Wie eine Art Lebenselixier scheinen die schönen Aktivitäten zu wirken, an die sich Robert Lang gern erinnert, mitunter noch nach Jahrzehnten. Vor allem Ausflüge und Reisen mit Gruppen bleiben unvergessen. In Rom beispielsweise war er mehrfach in Jubeljahren: Schon 1950 schritt er durch die Heilige Pforte und 1975 wieder, mit dem Chor. Gern mag er auch Lieder in anderen Sprachen, ob Latein, Italienisch oder Englisch. Damit der Text für ihn leichter zu lesen ist, haben seine Enkel ihm die Worte in Lautschrift mit aufs Notenblatt geschrieben, verrät er.

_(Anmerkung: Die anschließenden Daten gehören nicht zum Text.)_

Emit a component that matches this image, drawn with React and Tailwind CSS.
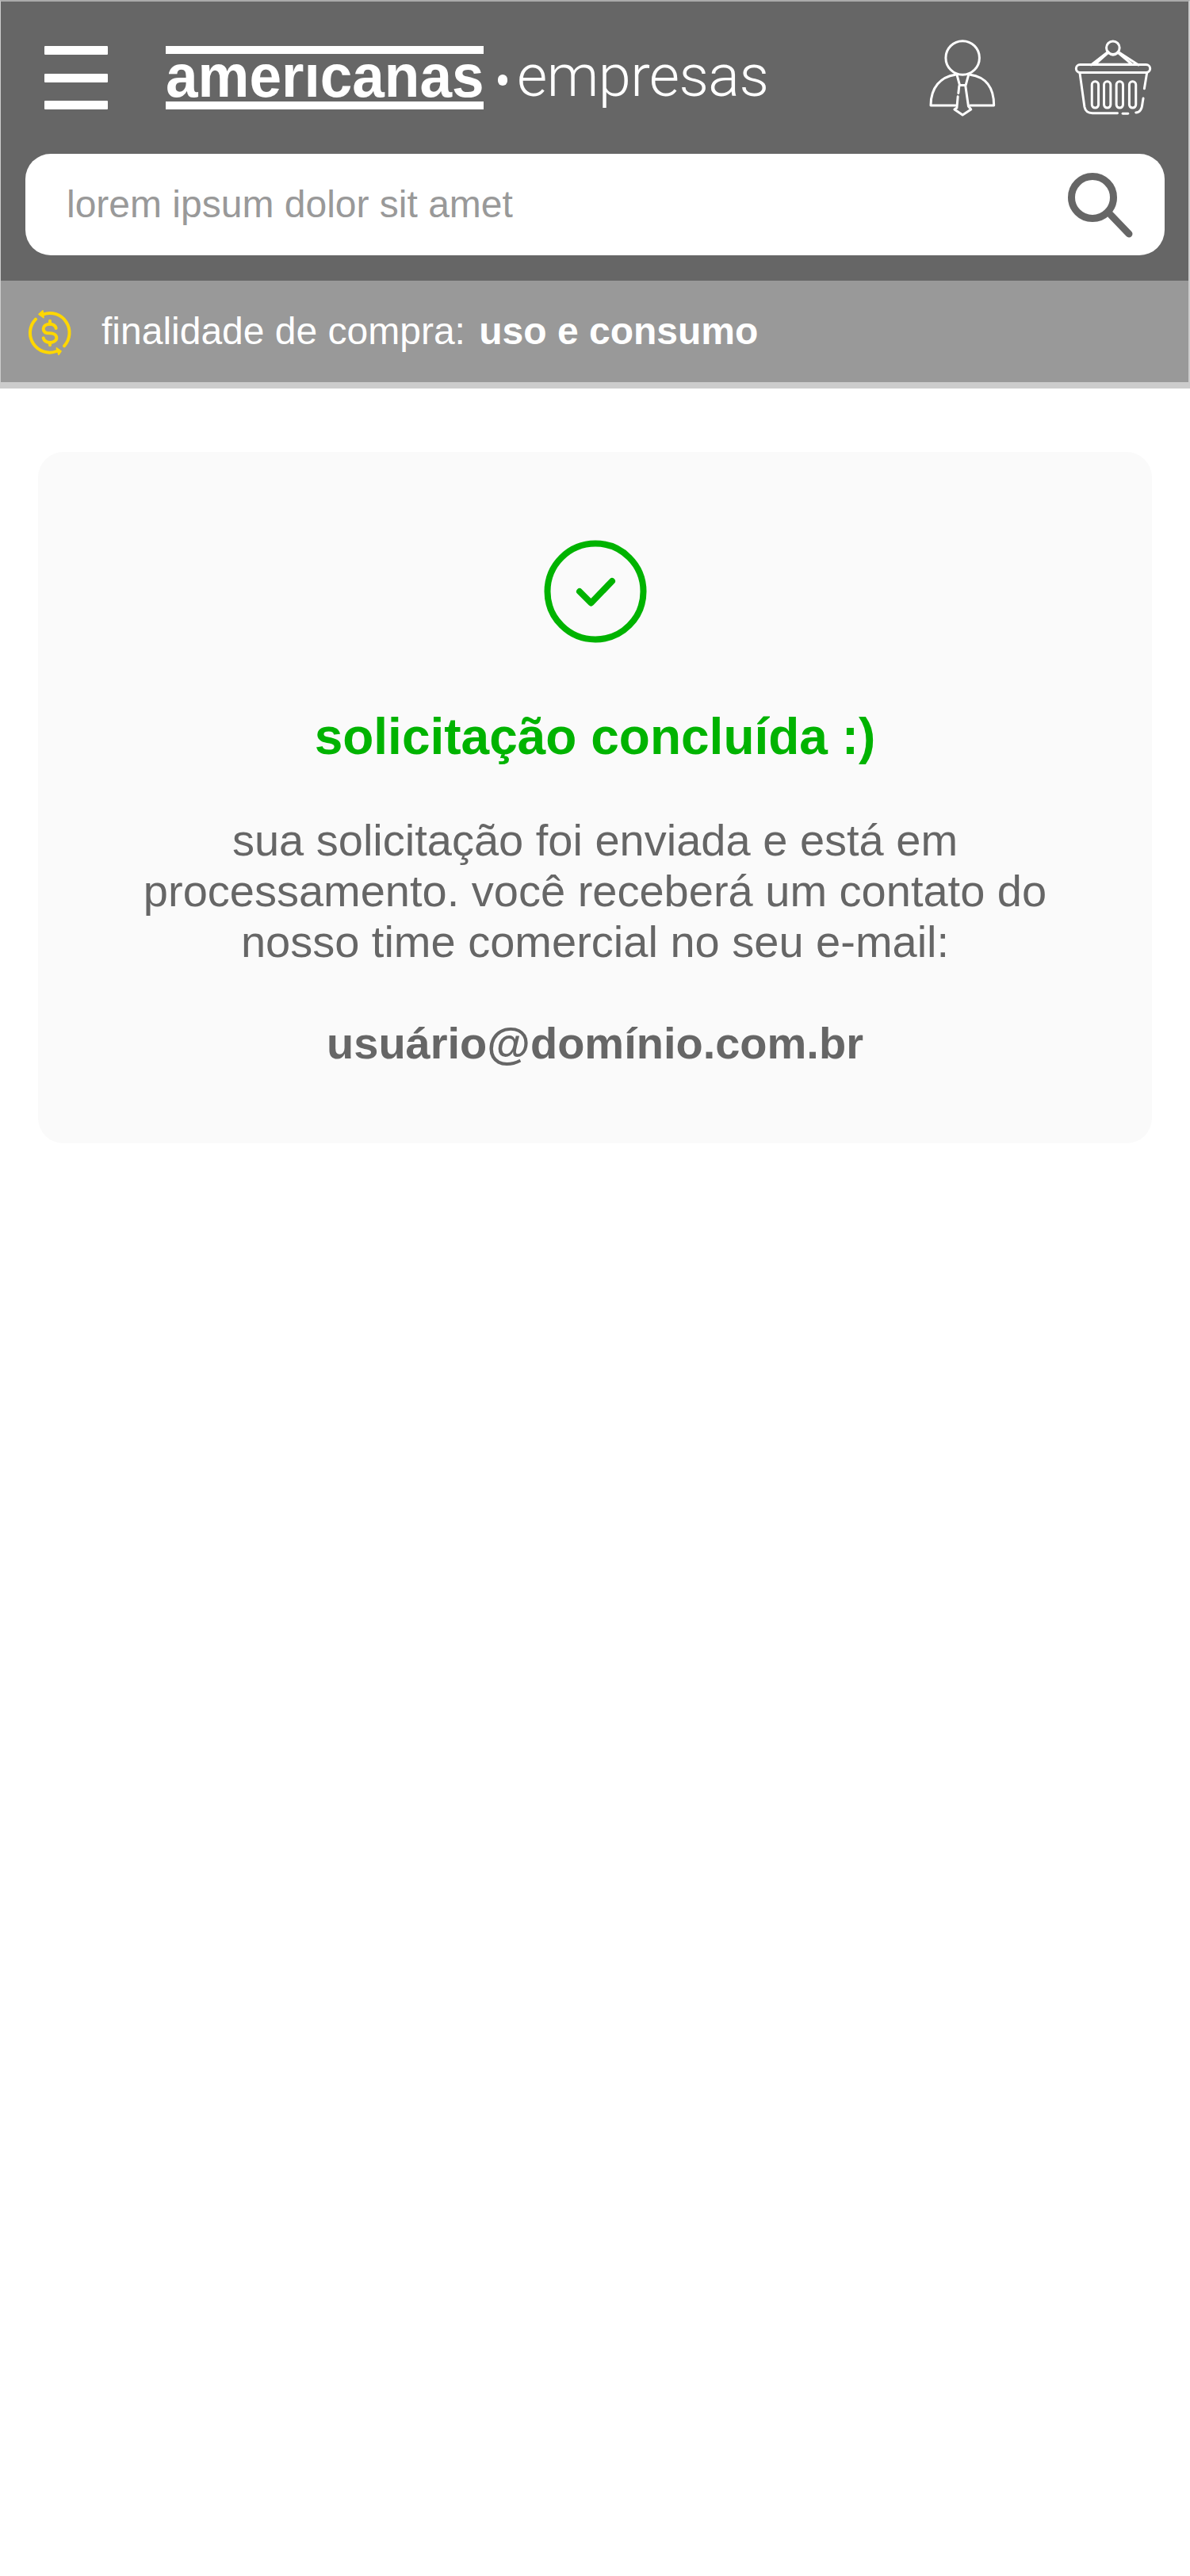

Solange seine Stimme im Bass noch gut mitmacht, möchte er weitersingen. Seine Lieblingslieder? Da muss er erst mal überlegen, meint Robert Lang, beim Gedanken an das breite Repertoire, das er nun schon so lange kennt. Tochter und Schwiegersohn nennen Favoriten wie den „Mein kleiner grüner Kaktus“ von den Comedian Harmonists, das „Populi tuti“ mit eingängiger Melodie oder das feierliche „Transeamus“. Ob eher traditionelle Lieder oder neuere, offen sei er für vieles, sagt der Chorsänger und denkt auch an einen schönen Brauch: Wer Geburtstag hat, bekommt in der nächsten Chorprobe ein Ständchen gesungen. Dann wünscht er sich gern das vertonte Vaterunser. „Der Glaube“, sagt er, „hat mir schon immer viel Kraft gegeben.“
Bis zum Ruhestand hat Robert Lang über 50 Jahre als Schreiner gearbeitet, meist in Mainz-Weisenau, hat Möbel, Fenster und Türen hergestellt. Auch für seinen Heimatort Lörzweiler entstand einiges in seinen Händen, etwa eine Bühne für die Krippe in der Kirche oder Aufbauten für die Laientheatergruppe des Kirchenchors.
Er wird in Lörzweiler liebevoll „Heinzelmännscher“ genannt
Mit Rat und Tat war er jahrzehntelang in der Kirchengemeinde aktiv und übernahm viele ehrenamtliche Aufgaben, ob zu Festen, im Kirchenverwaltungsrat, rund um den Bau des Pfarrheims oder den Ausbau der Kirche. Auch ein von ihm geschnitztes Kreuz ist dort zu finden. „Kümmerer“ wie er werden in Lörzweiler liebevoll „Heinzelmännscher“ genannt, erklärt seine Tochter. Sie übernehmen praktische Arbeiten, die im Ort anfallen, halten Ordnung und eine gute Gemeinschaft, die sich auch im Ruhestand gern zum netten Austausch trifft.
Da klopft es und Axel Hahn, ein langjähriger Gesangskollege, tritt ein. „Robert bringt mich immer auf die richtigen Töne“, sagt er lachend. „Er kann so viele Lieder auswendig, ich ziehe den Hut vor ihm.“ Gemeinsam singen sie auch gern „Geh unter der Gnade“, erzählen sie – und gehen dann in die Werkstatt. Dort gibt es etwas zu tun an einer Tür, das Furnier hat sich gelöst. Keine Frage, dass Robert Lang da weiterhilft, geduldig wie der Meister Eder aus den Pumuckl-Geschichten.
Amüsant findet Robert Lang diesen Vergleich und zeigt seine selbstgebauten Strategie-Spiele aus Holz, als Geschenk für die Enkel und Urenkel. „Wenn ich morgens aufstehe, weiß ich gern, was ich zu tun habe“, sagt er. Sein Wunsch ist daher, weiterhin gesund zu bleiben.
Die nächsten Termine für den Chor sind schon vorgemerkt: Karfreitag, Ostersonntag, Himmelfahrt. Robert Lang möchte dann mitsingen und wie seit 80 Jahren etwas beitragen: mit Herz, Mund und Händen.
Nicole Weisheit-Zenz
Zur Person
Robert Lang, Jahrgang 1930, ist seit 80 Jahren aktives Mitglied im Kirchenchor „Cäcilia“ 1838 in Lörzweiler. In seinem rheinhessischen Heimatort war er jahrzehntelang ehrenamtlich aktiv. Zu seinem Engagement zählen zudem 70 Jahre im Musikverein und ungezählte Stunden in seiner Kirchengemeinde, wo er auch handwerkliche Fähigkeiten als Schreiner einbrachte.